Stated task: Copy every line that contains the string "screenshot" from the entries below.

Data provided:
begin

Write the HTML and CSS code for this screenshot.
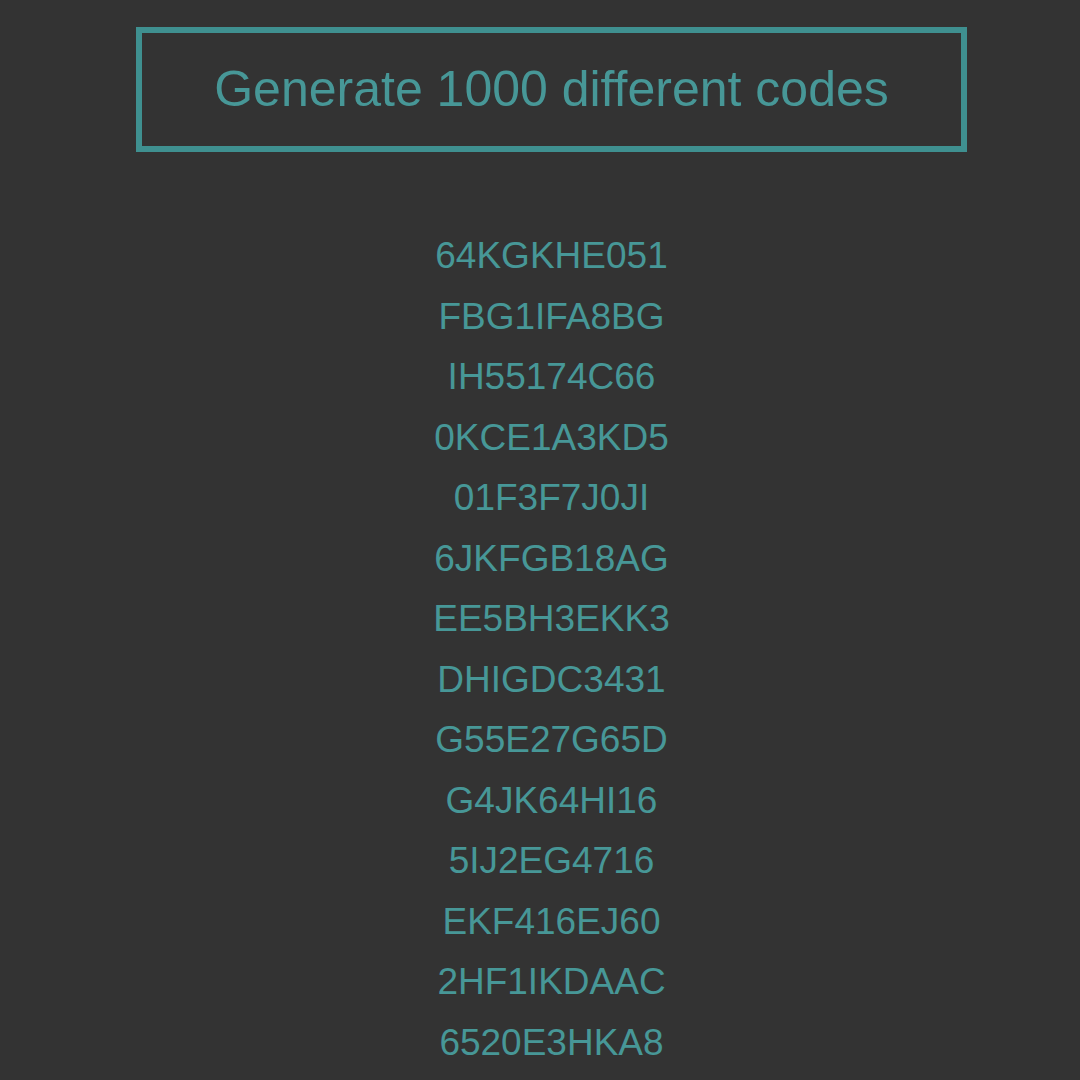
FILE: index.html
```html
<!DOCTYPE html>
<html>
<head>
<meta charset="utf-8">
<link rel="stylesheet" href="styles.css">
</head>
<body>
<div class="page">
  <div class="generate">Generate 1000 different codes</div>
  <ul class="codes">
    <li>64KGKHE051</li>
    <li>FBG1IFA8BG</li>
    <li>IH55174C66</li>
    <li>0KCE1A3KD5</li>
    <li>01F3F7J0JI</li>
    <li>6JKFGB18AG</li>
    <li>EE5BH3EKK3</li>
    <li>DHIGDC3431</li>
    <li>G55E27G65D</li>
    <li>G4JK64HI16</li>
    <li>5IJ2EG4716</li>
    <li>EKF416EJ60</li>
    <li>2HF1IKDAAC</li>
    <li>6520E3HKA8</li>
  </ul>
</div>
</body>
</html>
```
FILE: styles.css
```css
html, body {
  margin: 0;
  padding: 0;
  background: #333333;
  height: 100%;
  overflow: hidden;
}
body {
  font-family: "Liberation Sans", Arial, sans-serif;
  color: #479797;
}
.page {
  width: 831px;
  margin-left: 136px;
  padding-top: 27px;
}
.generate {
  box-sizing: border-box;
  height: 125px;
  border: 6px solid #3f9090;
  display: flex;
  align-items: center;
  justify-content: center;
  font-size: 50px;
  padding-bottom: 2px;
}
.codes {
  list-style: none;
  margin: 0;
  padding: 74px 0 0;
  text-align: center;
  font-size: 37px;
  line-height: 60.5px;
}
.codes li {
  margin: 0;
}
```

end
begin

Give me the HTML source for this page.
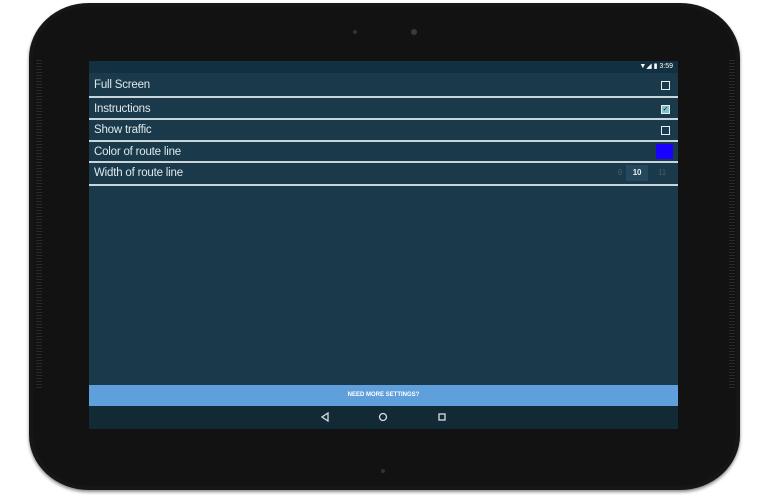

end
begin

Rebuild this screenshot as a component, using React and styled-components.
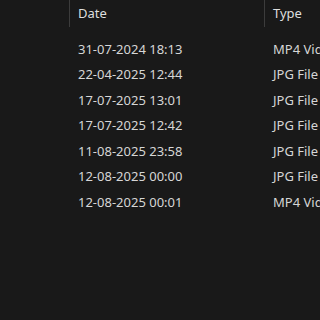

end

Problem solution:
Write the HTML and CSS code for this screenshot.
Rebuild this screenshot as a component, using React and styled-components.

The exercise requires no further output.